Menurutnya, politisasi agama bisa membuat bangsa ini terbelah. Tidak hanya antara Islam dan non muslim saja, bahkan internal Islam pun dapat terbelah karena masing-masing memiliki klaim kebenaran terhadap masalah surga dan neraka.
Dalam kacamata dia, sebaiknya agama menjadi panduan dan penuntun dalam berpolitik. Bukan menjadikan agama sebagai alat politik. Jadi, kembalikan fungsi agama sebagai panduan dan penuntun dalam berpolitik.
Saya tidak tahu sejak kapan urusan "kunci surga" ini masuk dalam ranah politik praktis. Kalau dulu, yang ada hanyalah identifikasi kelompok pemilih dengan agama. Misalnya antara partai Islam, sekuler dan non Islam. Agama saat itu menjadi preferensi politik dalam menentukan pilihan politik seseorang.

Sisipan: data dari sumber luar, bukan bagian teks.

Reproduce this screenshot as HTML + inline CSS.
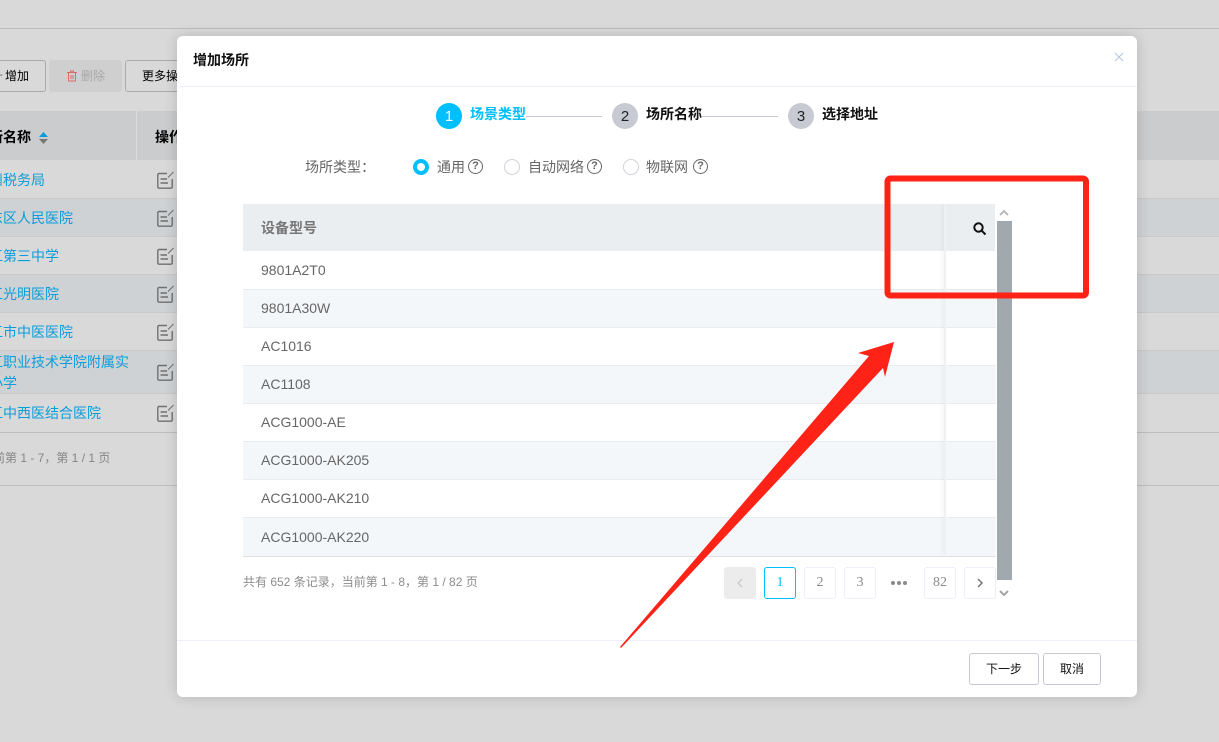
<!DOCTYPE html>
<html lang="zh"><head><meta charset="utf-8"><title>增加场所</title>
<style>
html,body{margin:0;padding:0}
body{width:1219px;height:742px;position:relative;overflow:hidden;background:#d9d9d9;font-family:"Liberation Sans","Noto Sans CJK SC",sans-serif;font-size:14px;color:#000}
.a{position:absolute;white-space:nowrap}
.hl{position:absolute;left:0;width:1219px;height:1px;background:#bdbdbd}
.band{position:absolute;left:0;width:1219px;background:#cfd2d5}
.link{color:#0a9ddb;line-height:20px}
.btn{position:absolute;box-sizing:border-box;border:1px solid #aaa;border-radius:3px;text-align:center;font-size:12px;line-height:30px;height:32px}
.edit{position:absolute;left:157px}
#modal{position:absolute;left:177px;top:36px;width:960px;height:661px;background:#fff;border-radius:6px;box-shadow:0 0 14px rgba(0,0,0,.16);overflow:hidden}
.m{position:absolute;white-space:nowrap}
.circle{position:absolute;top:67px;width:26px;height:26px;border-radius:50%;background:#c8cad3;text-align:center;line-height:27px;font-size:15px;color:#222}
.step{position:absolute;top:68px;font-size:14px;font-weight:bold;line-height:20px;white-space:nowrap}
.sl{position:absolute;top:80px;height:1px;background:#c8c8d6}
.radio{position:absolute;top:123px;box-sizing:border-box;width:16px;height:16px;border-radius:50%;border:1px solid #d0d2da;background:#fff}
.rl{position:absolute;top:121px;line-height:20px;font-size:14px;color:#666;white-space:nowrap}
.q{position:absolute;top:123px;box-sizing:border-box;width:15px;height:15px;border:1px solid #666;border-radius:50%;font-size:11px;line-height:13px;text-align:center;color:#666;font-weight:bold}
.row{position:absolute;left:66px;width:753px;height:38px;box-sizing:border-box;border-bottom:1px solid #e9ecef;padding-left:18px;font-size:14px;line-height:37px;color:#666}
.alt{background:#f4f7fa}
.pg{position:absolute;top:531px;box-sizing:border-box;width:32px;height:32px;border:1px solid #eeeef8;border-radius:3px;text-align:center;font-family:"Liberation Serif",serif;font-size:14px;line-height:30px;color:#8a8a8a}
.fbtn{position:absolute;top:617px;height:32px;box-sizing:border-box;border:1px solid #c8c8d2;border-radius:3px;text-align:center;font-size:12px;line-height:30px;color:#111}
</style></head><body>

<div class="hl" style="top:28px"></div>

<div class="a" style="left:-4px;top:66px;font-size:12px;line-height:18px;color:#666">+</div>
<div class="btn" style="left:-10px;top:60px;width:56px;text-align:left;padding-left:14px">增加</div>
<div class="btn" style="left:49px;top:60px;width:73px;background:#cfcfcf;border-color:#cfcfcf;color:#a8a8a8;text-align:left;padding-left:31px">删除</div>
<svg class="a" style="left:67px;top:70px" width="10" height="12" viewBox="0 0 10 12" fill="none" stroke="#d86a6a" stroke-width="1"><path d="M0 2.500H10M3.500 2.500V1H6.500V2.500M1.500 2.500V11H8.500V2.500M4 5V9M6 5V9"/></svg>
<div class="btn" style="left:125px;top:60px;width:70px;text-align:left;padding-left:16px">更多操作</div>

<div class="band" style="top:111px;height:49px;background:#cbcccd"></div>
<div class="a" style="left:136px;top:111px;width:1px;height:49px;background:#dcdcdc"></div>
<div class="a" style="left:-11px;top:127px;font-weight:bold;line-height:20px">所名称</div>
<svg class="a" style="left:39px;top:132px" width="9" height="12"><path d="M4.500 0L9 5H0z" fill="#0a9ddb"/><path d="M0 7H9L4.500 12z" fill="#777"/></svg>
<div class="a" style="left:155px;top:127px;font-weight:bold;line-height:20px">操作</div>

<div class="band" style="top:198px;height:38px"></div>
<div class="band" style="top:274px;height:38px"></div>
<div class="band" style="top:350px;height:43px"></div>
<div class="hl" style="top:198px;background:#c9c9c9"></div>
<div class="hl" style="top:236px;background:#c9c9c9"></div>
<div class="hl" style="top:274px;background:#c9c9c9"></div>
<div class="hl" style="top:312px;background:#c9c9c9"></div>
<div class="hl" style="top:350px;background:#c9c9c9"></div>
<div class="hl" style="top:393px;background:#c9c9c9"></div>
<div class="hl" style="top:432px"></div>
<div class="hl" style="top:485px"></div>

<div class="a link" style="left:-25px;top:170px">荆州税务局</div>
<div class="a link" style="left:-11px;top:208px">东区人民医院</div>
<div class="a link" style="left:-11px;top:246px">江第三中学</div>
<div class="a link" style="left:-11px;top:284px">江光明医院</div>
<div class="a link" style="left:-11px;top:322px">江市中医医院</div>
<div class="a link" style="left:-11px;top:352px">江职业技术学院附属实</div>
<div class="a link" style="left:-11px;top:373px">小学</div>
<div class="a link" style="left:-11px;top:403px">江中西医结合医院</div>
<div class="a" style="left:-19px;top:449px;font-size:12px;line-height:18px;color:#858585">当前第 1 - 7，第 1 / 1 页</div>

<svg class="edit" style="top:171px" width="18" height="18" viewBox="0 0 18 18" fill="none" stroke="#707070" stroke-width="1.400"><path d="M10 2.500H2a1.200 1.200 0 0 0-1.200 1.200V16a1.200 1.200 0 0 0 1.200 1.200H14a1.200 1.200 0 0 0 1.200-1.200V8"/><path d="M3.500 8H10M3.500 12H11"/><path d="M11 6.500L16.500 1" stroke-width="1"/></svg>
<svg class="edit" style="top:209px" width="18" height="18" viewBox="0 0 18 18" fill="none" stroke="#707070" stroke-width="1.400"><path d="M10 2.500H2a1.200 1.200 0 0 0-1.200 1.200V16a1.200 1.200 0 0 0 1.200 1.200H14a1.200 1.200 0 0 0 1.200-1.200V8"/><path d="M3.500 8H10M3.500 12H11"/><path d="M11 6.500L16.500 1" stroke-width="1"/></svg>
<svg class="edit" style="top:247px" width="18" height="18" viewBox="0 0 18 18" fill="none" stroke="#707070" stroke-width="1.400"><path d="M10 2.500H2a1.200 1.200 0 0 0-1.200 1.200V16a1.200 1.200 0 0 0 1.200 1.200H14a1.200 1.200 0 0 0 1.200-1.200V8"/><path d="M3.500 8H10M3.500 12H11"/><path d="M11 6.500L16.500 1" stroke-width="1"/></svg>
<svg class="edit" style="top:285px" width="18" height="18" viewBox="0 0 18 18" fill="none" stroke="#707070" stroke-width="1.400"><path d="M10 2.500H2a1.200 1.200 0 0 0-1.200 1.200V16a1.200 1.200 0 0 0 1.200 1.200H14a1.200 1.200 0 0 0 1.200-1.200V8"/><path d="M3.500 8H10M3.500 12H11"/><path d="M11 6.500L16.500 1" stroke-width="1"/></svg>
<svg class="edit" style="top:323px" width="18" height="18" viewBox="0 0 18 18" fill="none" stroke="#707070" stroke-width="1.400"><path d="M10 2.500H2a1.200 1.200 0 0 0-1.200 1.200V16a1.200 1.200 0 0 0 1.200 1.200H14a1.200 1.200 0 0 0 1.200-1.200V8"/><path d="M3.500 8H10M3.500 12H11"/><path d="M11 6.500L16.500 1" stroke-width="1"/></svg>
<svg class="edit" style="top:363px" width="18" height="18" viewBox="0 0 18 18" fill="none" stroke="#707070" stroke-width="1.400"><path d="M10 2.500H2a1.200 1.200 0 0 0-1.200 1.200V16a1.200 1.200 0 0 0 1.200 1.200H14a1.200 1.200 0 0 0 1.200-1.200V8"/><path d="M3.500 8H10M3.500 12H11"/><path d="M11 6.500L16.500 1" stroke-width="1"/></svg>
<svg class="edit" style="top:404px" width="18" height="18" viewBox="0 0 18 18" fill="none" stroke="#707070" stroke-width="1.400"><path d="M10 2.500H2a1.200 1.200 0 0 0-1.200 1.200V16a1.200 1.200 0 0 0 1.200 1.200H14a1.200 1.200 0 0 0 1.200-1.200V8"/><path d="M3.500 8H10M3.500 12H11"/><path d="M11 6.500L16.500 1" stroke-width="1"/></svg>

<div id="modal">
  <div class="m" style="left:16px;top:14px;font-size:14px;font-weight:bold;line-height:20px;color:#111">增加场所</div>
  <svg class="m" style="left:937px;top:16px" width="10" height="10"><path d="M1 1L9 9M9 1L1 9" stroke="#b5c6de" stroke-width="1"/></svg>
  <div class="m" style="left:0;top:50px;width:960px;height:1px;background:#efeefb"></div>

  <div class="circle" style="left:259px;background:#00bfff;color:#fff">1</div>
  <div class="step" style="left:293px;color:#00bfff">场景类型</div>
  <div class="sl" style="left:349px;width:76px"></div>
  <div class="circle" style="left:435px">2</div>
  <div class="step" style="left:469px;color:#111">场所名称</div>
  <div class="sl" style="left:525px;width:76px"></div>
  <div class="circle" style="left:611px">3</div>
  <div class="step" style="left:645px;color:#111">选择地址</div>

  <div class="rl" style="left:128px">场所类型：</div>
  <div class="radio" style="left:236px;border:4px solid #00bfff"></div>
  <div class="rl" style="left:260px">通用</div><div class="q" style="left:291px">?</div>
  <div class="radio" style="left:327px"></div>
  <div class="rl" style="left:351px">自动网络</div><div class="q" style="left:410px">?</div>
  <div class="radio" style="left:446px"></div>
  <div class="rl" style="left:469px">物联网</div><div class="q" style="left:516px">?</div>

  <div class="m" style="left:66px;top:168px;width:752px;height:47px;background:#ebeef1"></div>
  <div class="m" style="left:84px;top:182px;font-size:14px;font-weight:bold;line-height:20px;color:#777">设备型号</div>
  <svg class="m" style="left:795px;top:185px" width="15" height="15" fill="none" stroke="#111" stroke-width="2"><circle cx="6.500" cy="6.500" r="4.200"/><path d="M9.500 9.500L13.500 13.500"/></svg>

  <div class="row" style="top:215px;height:39px;line-height:38px">9801A2T0</div>
  <div class="row alt" style="top:254px">9801A30W</div>
  <div class="row" style="top:292px">AC1016</div>
  <div class="row alt" style="top:330px">AC1108</div>
  <div class="row" style="top:368px">ACG1000-AE</div>
  <div class="row alt" style="top:406px">ACG1000-AK205</div>
  <div class="row" style="top:444px">ACG1000-AK210</div>
  <div class="row alt" style="top:482px;height:39px;border-bottom-color:#dcdfe3;line-height:38px">ACG1000-AK220</div>
  <div class="m" style="left:767px;top:168px;width:2px;height:350px;background:#eff0f2;box-shadow:-2px 0 3px rgba(0,0,0,.06)"></div>

  <svg class="m" style="left:822px;top:173px" width="10" height="8"><path d="M1 6L5 2L9 6" stroke="#b9b9b9" stroke-width="2" fill="none"/></svg>
  <div class="m" style="left:820px;top:185px;width:15px;height:359px;background:#a2a9ae"></div>
  <svg class="m" style="left:822px;top:553px" width="10" height="8"><path d="M1 2L5 6L9 2" stroke="#a5a5a5" stroke-width="2" fill="none"/></svg>

  <div class="m" style="left:66px;top:537px;font-size:12px;line-height:18px;color:#8c8c8c">共有 652 条记录，当前第 1 - 8，第 1 / 82 页</div>

  <div class="pg" style="left:547px;background:#ececec;border-color:#ececec"><svg width="8" height="10" style="margin-top:10px"><path d="M6 1L2 5L6 9" stroke="#ccc" stroke-width="1.500" fill="none"/></svg></div>
  <div class="pg" style="left:587px;border-color:#00bfff;color:#00bfff">1</div>
  <div class="pg" style="left:627px">2</div>
  <div class="pg" style="left:667px">3</div>
  <div class="m" style="left:714px;top:545px;width:4px;height:4px;border-radius:50%;background:#8a8a8a;box-shadow:6px 0 0 #8a8a8a,12px 0 0 #8a8a8a"></div>
  <div class="pg" style="left:747px">82</div>
  <div class="pg" style="left:787px"><svg width="8" height="10" style="margin-top:10px"><path d="M2 1L6 5L2 9" stroke="#777" stroke-width="1.500" fill="none"/></svg></div>

  <div class="m" style="left:0;top:604px;width:960px;height:1px;background:#efeefb"></div>
  <div class="fbtn" style="left:792px;width:70px">下一步</div>
  <div class="fbtn" style="left:866px;width:58px">取消</div>
</div>

<svg class="a" style="left:0;top:0" width="1219" height="742">
  <rect x="887.500" y="178.500" width="198.500" height="117" rx="3" fill="none" stroke="#ff2216" stroke-width="6"/>
  <path d="M894 342L858 353L869 356L620 647L621 648L883 368L885 377z" fill="#ff2216"/>
</svg>
</body></html>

Lantas bagaimana seharusnya politik Islam dijalankan? Saya menjadi teringat buku cendikiawan muslim dari UGM almarhum Dr Kuntowijoyo. Budayawan yang sangat dihormati di kalangan para ilmuwan dan tokoh agama di Indonesia ini menulis buku Muslim Tanpa Masjid.
Menjadikan agama sebagai alat politik, dalam kerangka berpikir Kuntowijoyo, sama dengan mengkungkung diri dalam cara berpikir petani. Cara berpikir yang menganggap ada musim tanam dan musim panen. Memperjuangkan kelompok dan tokoh yang didukungnya sebagai masa tanam dan berharap bisa memanen saat menang dan berkuasa.
Dia berharap kaum muslim perlu berpikir dalam kerangka perubahan sosial. Dalam hal ini, tak lagi menjadikan antara pemerintah dan ummat sebagai "kita" dan "mereka". Akomodasi negara dan pemerintah terhadap muslim merupakan konsekuensi logis dari perubahan sosial.
Kesadaran umat yang telah berubah ini perlu menjadi pemikiran para tokoh umat. Kata Kuntowijoyo, umat yang dulu terbelakang sudah mulai maju dan tak bisa dibodohi, daya baca umat sudah meningkat, umat sudah hampir jadi critical mass.
"Gambaran mengenai santri sudah berubah, bukan lagi sarung, tapi celana, bukan lagi dari mulut ke mulut, tapi internet; bukan lagi syiir, tapi puisi, bukan lagi samrah, tapi rock. Perubahan itu telah terjadi, tidak dapat dibendung, jam tidak lagi bisa diputar ke belakang," katanya.
Dari perspektif ini, ia menyarankan semua energi tidak dihabiskan di dalam politik. Mulai perlu para tokoh politik dan umat melihat kekuatan sejarah lain biar tidak kecewa di kemudian hari jika tidak bisa memanen.
"Dukung-dukungan, doa politik, tahlil politik, dan pengajian politik harus dihentikan, sebab kekuasaan akan membuat umat berpikir serba politik," tuturnya.
Jika mengikuti cara berpikir Kuntowijoyo ini, maka umat memang perlu makin cerdas dalam segala hal. Cerdas dalam berpolitik dan cerdas menggerakkan perubahan di atas umat yang telah berubah.